Según Reig, a partir de este reconocimiento había diferentes niveles de cesión. Desde no concederle al lector nada que fuera más allá del idioma común hasta transigir con todos sus deseos y escribir una literatura sintácticamente simple y destinada únicamente a su entretenimiento. Algunas veces esta concepción intrascendente de la literatura se disfrazaba bajo un marbete genérico de prestigio -novela policiaca o novela negra-, que blanqueaba una intención vergonzante de entretener sin más. Era la coartada ideológica de la novela negra. Así la llamaba él: la coartada ideológica. Había pasado de considerar que toda buena novela debía ser una novela policiaca, como solíamos decir en los tiempos de la universidad, a considerar que se trataba de un género tan idealizado como las novelas pastoriles. (Pág. 165)


Puede decirse, sin volverse uno demasiado trascendente, que en ocasiones, como las buenas novelas, esta incita a la reflexión. Pero no mucho. Eso es lo malo.
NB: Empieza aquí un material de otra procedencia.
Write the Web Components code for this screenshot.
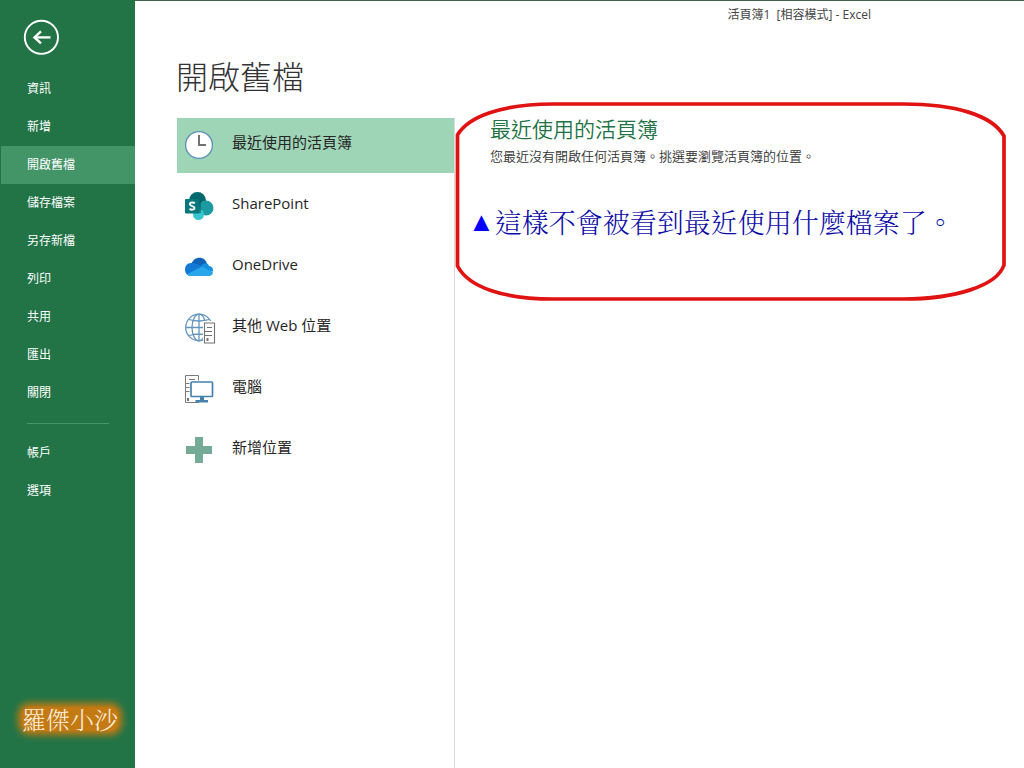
<!DOCTYPE html>
<html lang="zh-Hant">
<head>
<meta charset="utf-8">
<meta name="viewport" content="width=device-width, initial-scale=1">
<title>活頁簿1 [相容模式] - Excel</title>
<style>
  html, body { margin: 0; height: 100%; }
  body { font-family: "Open Sans", "Noto Sans CJK TC", sans-serif; color: #262626; background: #fff; }
</style>
</head>
<body>
<backstage-app></backstage-app>
<script>
const define = (name, html) => {
  const template = document.createElement('template');
  template.innerHTML = html;
  customElements.define(name, class extends HTMLElement {
    constructor() {
      super();
      this.attachShadow({ mode: 'open' }).append(template.content.cloneNode(true));
    }
  });
};

define('back-button', `
<style>
  :host { display: block; }
  button { display: block; padding: 0; border: 0; background: none; color: #fff; cursor: pointer; }
  svg { display: block; }
</style>
<button type="button" aria-label="返回">
  <svg width="36" height="36" viewBox="0 0 36 36" fill="none" stroke="currentColor">
    <circle cx="18.400" cy="18.300" r="16.600" stroke-width="1.900"/>
    <path d="M27.500 18.400H11.500" stroke-width="2.300"/>
    <path d="M18 12.400L11.500 18.400l6.500 6" stroke-width="2.400"/>
  </svg>
</button>`);

define('nav-item', `
<style>
  :host { display: block; }
  button { display: block; width: 100%; height: 38px; padding: 0 0 0 26px; border: 0; background: none;
    color: #fff; font: inherit; font-size: 12px; line-height: 38px; text-align: left; cursor: pointer; }
  :host([selected]) button { background: #439467; }
</style>
<button type="button"><slot></slot></button>`);

define('author-mark', `
<style>
  :host { display: block; font-family: "Noto Serif CJK TC", "Noto Sans CJK TC", serif; font-size: 24px; line-height: 32px; font-weight: 300; color: #fbeedb; white-space: nowrap; }
  span { display: inline-block; border-radius: 8px; background: #c47a12; box-shadow: 0 0 7px 4px #c47a12; line-height: 24px; }
</style>
<span><slot></slot></span>`);

define('side-nav', `
<style>
  :host { display: flex; flex-direction: column; box-sizing: border-box; width: 135px; flex: none;
    padding: 19px 0 33px 1px; background: #227447; }
  back-button { margin: 0 0 15px 22px; }
  hr { width: 82px; height: 1px; margin: 11px 0 10px 26px; border: 0; background: #439467; }
  author-mark { margin: auto 0 0 21px; }
</style>
<back-button></back-button>
<nav-item>資訊</nav-item>
<nav-item>新增</nav-item>
<nav-item selected>開啟舊檔</nav-item>
<nav-item>儲存檔案</nav-item>
<nav-item>另存新檔</nav-item>
<nav-item>列印</nav-item>
<nav-item>共用</nav-item>
<nav-item>匯出</nav-item>
<nav-item>關閉</nav-item>
<hr>
<nav-item>帳戶</nav-item>
<nav-item>選項</nav-item>
<author-mark>羅傑小沙</author-mark>`);

define('place-item', `
<style>
  :host { display: block; }
  button { display: flex; width: 100%; height: 55px; padding: 0 8px 2px; gap: 15px; align-items: center; border: 0;
    background: none; color: inherit; font: inherit; font-size: 15px; line-height: 20px; text-align: left; cursor: pointer; }
  :host([selected]) button { background: #9fd5b7; }
  .label { padding-bottom: 5px; white-space: nowrap; }
  ::slotted(svg) { display: block; flex: none; }
</style>
<button type="button"><slot name="icon"></slot><span class="label"><slot></slot></span></button>`);

define('place-list', `
<style>
  :host { display: flex; flex-direction: column; gap: 6px; width: 277px; flex: none; }
</style>
<place-item selected>
  <svg slot="icon" width="32" height="32" viewBox="0 0 32 32">
    <circle cx="14" cy="16" r="13.400" fill="#fff" stroke="#5b8fb5" stroke-width="1.300"/>
    <path d="M14 6v10h7" fill="none" stroke="#737373" stroke-width="2"/>
  </svg>最近使用的活頁簿</place-item>
<place-item>
  <svg slot="icon" width="32" height="32" viewBox="0 0 32 32">
    <circle cx="12.500" cy="10.500" r="8.500" fill="#03696c"/>
    <circle cx="21" cy="18" r="7.500" fill="#1b9ba1"/>
    <circle cx="13.500" cy="24.500" r="5.500" fill="#37c6d0"/>
    <path d="M8 10h8v13H8z" fill="#024f52" opacity=".5"/>
    <rect y="9" width="14.500" height="14.500" rx="1" fill="#06777b"/>
    <path d="M9.900 13.300C8.200 12 4.800 12.300 4.900 14.300c.1 2.100 4.800 1.500 4.700 3.700-.1 2-3.400 2.100-5.100.9" fill="none" stroke="#fff" stroke-width="1.900"/>
  </svg>SharePoint</place-item>
<place-item>
  <svg slot="icon" width="32" height="32" viewBox="0 0 32 32">
    <path d="M6 14C8 5 20 4 22 13l-8 7z" fill="#0f62b8"/>
    <path d="M6 12C2 12 0 15 0 18.500c0 3.500 2 6.500 6 6.500l13-9-7-3C10 12 8 11.700 6 12z" fill="#1279d4"/>
    <path d="M16 15c2-3 7-4 8 0 3 0 4.300 3 4.300 5.500L22 21z" fill="#1590df"/>
    <path d="M2 23.300L17 15.500 28 21.500c-.2 2-1.800 3.500-4 3.500H6c-2 0-3-.7-4-1.700z" fill="#28a8ea"/>
  </svg>OneDrive</place-item>
<place-item>
  <svg slot="icon" width="32" height="32" viewBox="0 0 32 32" fill="none">
    <g stroke="#6595bd" stroke-width="1.300">
      <circle cx="14" cy="15.500" r="13.300"/>
      <ellipse cx="14" cy="15.500" rx="7" ry="13.300"/>
      <path d="M14 2v27M1 15.500h26M4 7.500q10 3 20 0M4 23.500q10-3 20 0"/>
    </g>
    <path d="M18 9h14v23H18z" fill="#fff"/>
    <path d="M19.500 11h10v20h-10zM22 15.500h5M20 19.500h7M20 23.500h7" stroke="#737373" stroke-width="1.100"/>
    <path d="M21.500 26h2v3h-2z" fill="#737373"/>
  </svg>其他 Web 位置</place-item>
<place-item>
  <svg slot="icon" width="32" height="32" viewBox="0 0 32 32" fill="none">
    <path d="M.500 2.500h13v27H.500zM4 6.500h6M1 10.500h5M1 14.500h4M1 18.500h4" stroke="#7b7b7b"/>
    <path d="M2 25h2v3H2z" fill="#737373"/>
    <path d="M4.500 7.500h25v21.500h-25z" fill="#fff"/>
    <rect x="6" y="9" width="21.500" height="14.500" rx="1" fill="#fff" stroke="#4682ad" stroke-width="1.700"/>
    <path d="M15 24h4v3h4v2.500H10.500V27H15z" fill="#4682ad"/>
    <path d="M1 10.500h3M1 29.500h7M13.500 3v4" stroke="#7b7b7b"/>
  </svg>電腦</place-item>
<place-item>
  <svg slot="icon" width="32" height="32" viewBox="0 0 32 32">
    <path d="M10 3h8v9h9v8h-9v9h-8v-9H1v-8h9z" fill="#75ab96"/>
  </svg>新增位置</place-item>`);

define('callout-frame', `
<style>
  :host { display: block; position: relative; }
  .outline { position: absolute; inset: 0; width: 100%; height: 100%; overflow: visible; pointer-events: none; }
</style>
<slot></slot>
<svg class="outline" viewBox="0 0 550 200" preserveAspectRatio="none" fill="none" aria-hidden="true">
  <path d="M2.500 34C13 16 46 3 98 3H448C500 3 537 14 549 35V164C542 185 500 198 448 198H98C50 198 14 187 2.500 165Z" stroke="#e01212" stroke-width="3.700"/>
</svg>`);

define('recent-panel', `
<style>
  :host { display: block; flex: 1; min-width: 0; border-left: 1px solid #d9dcdb; }
  callout-frame { height: 200px; margin: -17px 19px 0 0; box-sizing: border-box; padding: 14px 0 0 35px; }
  h2 { margin: 0; font-size: 21px; line-height: 28px; font-weight: 350; color: #217346; }
  p { margin: 0; white-space: nowrap; }
  .hint { font-size: 13px; line-height: 26px; font-weight: 350; color: #333; }
  .note { display: flex; margin: 33px 0 0 -22px;
    font-family: "Noto Serif CJK TC", "Noto Sans CJK TC", serif; font-size: 27px; line-height: 40px; font-weight: 300; color: #0c0ca8; }
  .mark { font-size: 27px; color: #00f; font-family: "DejaVu Sans", sans-serif; }
</style>
<callout-frame>
  <h2>最近使用的活頁簿</h2>
  <p class="hint">您最近沒有開啟任何活頁簿。挑選要瀏覽活頁簿的位置。</p>
  <p class="note"><span class="mark">▲</span><span>這樣不會被看到最近使用什麼檔案了。</span></p>
</callout-frame>`);

define('backstage-app', `
<style>
  :host { display: flex; min-height: 100vh; }
  main { display: flex; flex-direction: column; flex: 1; min-width: 0; box-sizing: border-box; border-top: 1px solid #3c6650; }
  header { padding: 4px 153px 0 0; font-size: 12px; line-height: 20px; text-align: right; white-space: pre; color: #444; }
  h1 { margin: 28px 0 0 41px; font-size: 32px; line-height: 48px; font-weight: 300; color: #333; }
  .body { display: flex; flex: 1; margin: 17px 0 0 42px; }
</style>
<side-nav></side-nav>
<main>
  <header>活頁簿1  [相容模式] - Excel</header>
  <h1>開啟舊檔</h1>
  <div class="body">
    <place-list></place-list>
    <recent-panel></recent-panel>
  </div>
</main>`);
</script>
</body>
</html>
Es por esto por lo que he escrito que me parece una promesa incumplida: un retrato con crítica incorporada de la generación cincuentona (y cuarentona) que ha asistido atónita y también impávida a todo cuanto acontece a su alrededor; generaciones (incluyo a las dos) que han asistido al cambio de paradigmas económicos y políticos sin decir ni mu, cuando no se han refugiado en ese mundo idealizado de la niñez y adolescencia (que podemos ampliar casi hasta la edad de los 30), que coincidió con los años 80. Así, todo ese reguero de grupos y conciertos musicales y remakes de películas en memoria de o en tributo a no deja de ser un síntoma de estancamiento emocional y de impotencia política que hasta el 15—M y el advenimiento de una nueva generación más activista habían sido, grosso modo, los rasgos fundamentales de nuestro país.





(1) Cf. ALBA RICO, S. y FERNÁNDEZ LIRIA, C. El naufragio del hombre. Hondarribia: Editorial Hiru, 2010.